GIVEN MATERIAL:
++++++++
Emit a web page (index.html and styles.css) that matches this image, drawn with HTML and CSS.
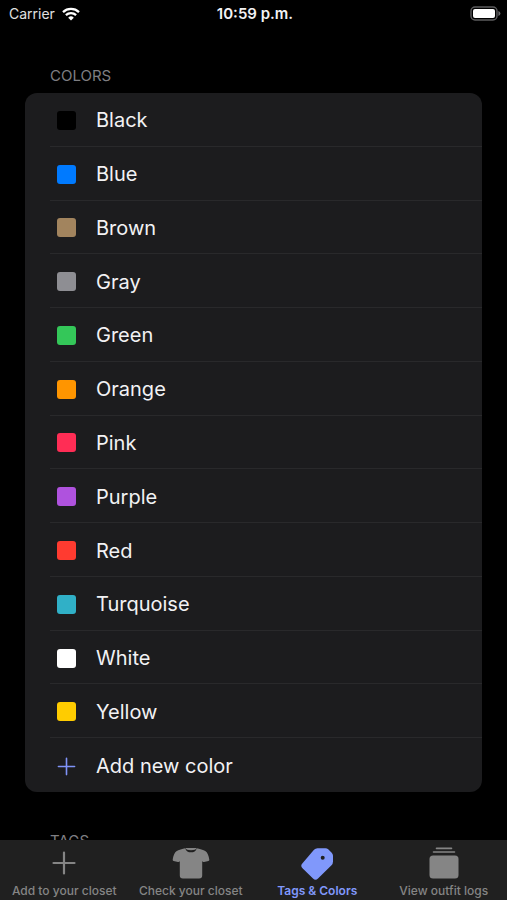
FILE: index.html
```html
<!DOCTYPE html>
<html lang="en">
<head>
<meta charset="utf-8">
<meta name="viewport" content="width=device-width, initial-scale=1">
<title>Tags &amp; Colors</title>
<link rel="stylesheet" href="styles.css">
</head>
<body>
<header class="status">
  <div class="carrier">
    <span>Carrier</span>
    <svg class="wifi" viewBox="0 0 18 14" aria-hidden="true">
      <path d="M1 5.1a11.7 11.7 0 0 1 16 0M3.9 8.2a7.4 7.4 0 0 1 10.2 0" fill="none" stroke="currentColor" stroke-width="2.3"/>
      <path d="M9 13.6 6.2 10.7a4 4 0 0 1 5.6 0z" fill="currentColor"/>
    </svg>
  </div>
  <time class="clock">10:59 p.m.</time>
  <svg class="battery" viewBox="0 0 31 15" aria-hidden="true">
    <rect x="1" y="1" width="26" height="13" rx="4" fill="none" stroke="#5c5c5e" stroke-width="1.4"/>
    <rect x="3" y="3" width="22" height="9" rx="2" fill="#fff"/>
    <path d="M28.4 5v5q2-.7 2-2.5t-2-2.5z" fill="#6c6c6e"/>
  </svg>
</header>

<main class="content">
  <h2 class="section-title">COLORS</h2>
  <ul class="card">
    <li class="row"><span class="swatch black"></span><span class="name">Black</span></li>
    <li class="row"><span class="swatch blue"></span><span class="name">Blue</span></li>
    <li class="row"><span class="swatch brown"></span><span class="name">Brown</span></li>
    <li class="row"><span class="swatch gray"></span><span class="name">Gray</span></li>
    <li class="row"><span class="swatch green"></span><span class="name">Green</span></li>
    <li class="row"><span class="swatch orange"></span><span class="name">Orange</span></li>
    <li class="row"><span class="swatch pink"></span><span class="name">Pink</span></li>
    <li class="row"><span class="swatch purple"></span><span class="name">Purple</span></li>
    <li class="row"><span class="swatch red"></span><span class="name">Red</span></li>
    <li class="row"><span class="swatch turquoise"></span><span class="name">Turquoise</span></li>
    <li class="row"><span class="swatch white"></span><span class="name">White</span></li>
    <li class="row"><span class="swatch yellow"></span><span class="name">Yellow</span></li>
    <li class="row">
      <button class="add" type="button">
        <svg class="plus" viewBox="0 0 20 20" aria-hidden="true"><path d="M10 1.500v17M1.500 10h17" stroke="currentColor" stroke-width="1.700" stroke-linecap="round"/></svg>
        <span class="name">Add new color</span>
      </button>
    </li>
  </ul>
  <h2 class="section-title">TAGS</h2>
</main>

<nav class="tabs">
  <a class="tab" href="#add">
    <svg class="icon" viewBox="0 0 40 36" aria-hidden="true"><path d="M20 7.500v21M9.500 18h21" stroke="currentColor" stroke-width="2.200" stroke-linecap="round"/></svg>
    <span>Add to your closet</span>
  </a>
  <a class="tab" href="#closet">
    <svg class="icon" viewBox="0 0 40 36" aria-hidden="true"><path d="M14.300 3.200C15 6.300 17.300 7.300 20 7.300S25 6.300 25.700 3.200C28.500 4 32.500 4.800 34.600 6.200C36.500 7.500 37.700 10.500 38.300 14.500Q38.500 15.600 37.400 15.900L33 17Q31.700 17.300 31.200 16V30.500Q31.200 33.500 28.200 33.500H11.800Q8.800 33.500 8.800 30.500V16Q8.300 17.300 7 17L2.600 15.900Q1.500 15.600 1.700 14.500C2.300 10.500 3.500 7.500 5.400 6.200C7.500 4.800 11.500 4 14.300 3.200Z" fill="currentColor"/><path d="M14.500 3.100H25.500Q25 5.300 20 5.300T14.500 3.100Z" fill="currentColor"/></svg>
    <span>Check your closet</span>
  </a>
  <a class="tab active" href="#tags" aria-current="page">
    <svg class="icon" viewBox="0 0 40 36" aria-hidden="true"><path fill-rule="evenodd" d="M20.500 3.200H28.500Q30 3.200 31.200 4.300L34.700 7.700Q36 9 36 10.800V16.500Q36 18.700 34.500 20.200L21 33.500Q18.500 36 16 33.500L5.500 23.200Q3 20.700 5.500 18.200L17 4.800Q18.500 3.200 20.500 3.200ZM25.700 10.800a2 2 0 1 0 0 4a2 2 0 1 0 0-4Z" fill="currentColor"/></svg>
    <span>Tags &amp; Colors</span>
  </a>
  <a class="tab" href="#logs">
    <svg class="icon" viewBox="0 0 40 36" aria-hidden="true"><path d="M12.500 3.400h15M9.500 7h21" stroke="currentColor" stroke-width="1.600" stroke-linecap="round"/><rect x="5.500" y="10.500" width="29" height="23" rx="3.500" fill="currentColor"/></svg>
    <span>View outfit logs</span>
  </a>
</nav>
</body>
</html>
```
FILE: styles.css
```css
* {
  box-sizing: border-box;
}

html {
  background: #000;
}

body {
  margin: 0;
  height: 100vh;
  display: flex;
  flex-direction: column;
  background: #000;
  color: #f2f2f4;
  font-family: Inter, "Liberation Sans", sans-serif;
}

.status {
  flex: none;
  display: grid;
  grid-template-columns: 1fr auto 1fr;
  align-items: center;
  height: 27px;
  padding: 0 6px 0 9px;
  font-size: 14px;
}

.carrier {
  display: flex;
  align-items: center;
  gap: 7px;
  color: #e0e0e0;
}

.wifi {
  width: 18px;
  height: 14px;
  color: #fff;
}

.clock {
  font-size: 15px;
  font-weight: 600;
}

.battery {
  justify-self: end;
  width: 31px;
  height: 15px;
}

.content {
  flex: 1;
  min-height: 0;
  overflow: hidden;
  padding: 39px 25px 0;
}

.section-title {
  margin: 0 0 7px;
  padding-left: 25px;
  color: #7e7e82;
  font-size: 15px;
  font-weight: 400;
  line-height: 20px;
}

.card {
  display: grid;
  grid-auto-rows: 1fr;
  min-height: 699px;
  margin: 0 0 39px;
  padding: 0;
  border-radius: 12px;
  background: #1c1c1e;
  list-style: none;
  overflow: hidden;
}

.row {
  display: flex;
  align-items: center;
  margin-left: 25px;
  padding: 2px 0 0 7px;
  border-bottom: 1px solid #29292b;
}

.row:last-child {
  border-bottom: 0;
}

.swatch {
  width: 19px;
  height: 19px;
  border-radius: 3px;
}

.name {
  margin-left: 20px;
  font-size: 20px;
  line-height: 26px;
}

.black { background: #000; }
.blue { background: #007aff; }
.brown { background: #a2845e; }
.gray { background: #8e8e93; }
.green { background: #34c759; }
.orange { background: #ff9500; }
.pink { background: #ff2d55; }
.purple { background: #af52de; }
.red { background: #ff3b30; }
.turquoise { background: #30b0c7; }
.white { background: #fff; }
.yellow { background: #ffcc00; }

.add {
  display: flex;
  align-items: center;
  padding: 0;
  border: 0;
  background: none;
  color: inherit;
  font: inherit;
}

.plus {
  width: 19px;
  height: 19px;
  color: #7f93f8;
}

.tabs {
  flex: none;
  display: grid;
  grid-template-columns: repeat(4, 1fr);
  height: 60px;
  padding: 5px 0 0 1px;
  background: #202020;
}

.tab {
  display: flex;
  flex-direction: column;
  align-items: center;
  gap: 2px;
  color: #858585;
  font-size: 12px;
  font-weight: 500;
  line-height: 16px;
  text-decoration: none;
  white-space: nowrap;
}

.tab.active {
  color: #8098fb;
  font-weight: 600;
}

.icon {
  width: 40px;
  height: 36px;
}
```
++++++++
Extract, from the listing above, every line where the string "page" occurs.

ANSWER BELOW:
Emit a web page (index.html and styles.css) that matches this image, drawn with HTML and CSS.
  <a class="tab active" href="#tags" aria-current="page">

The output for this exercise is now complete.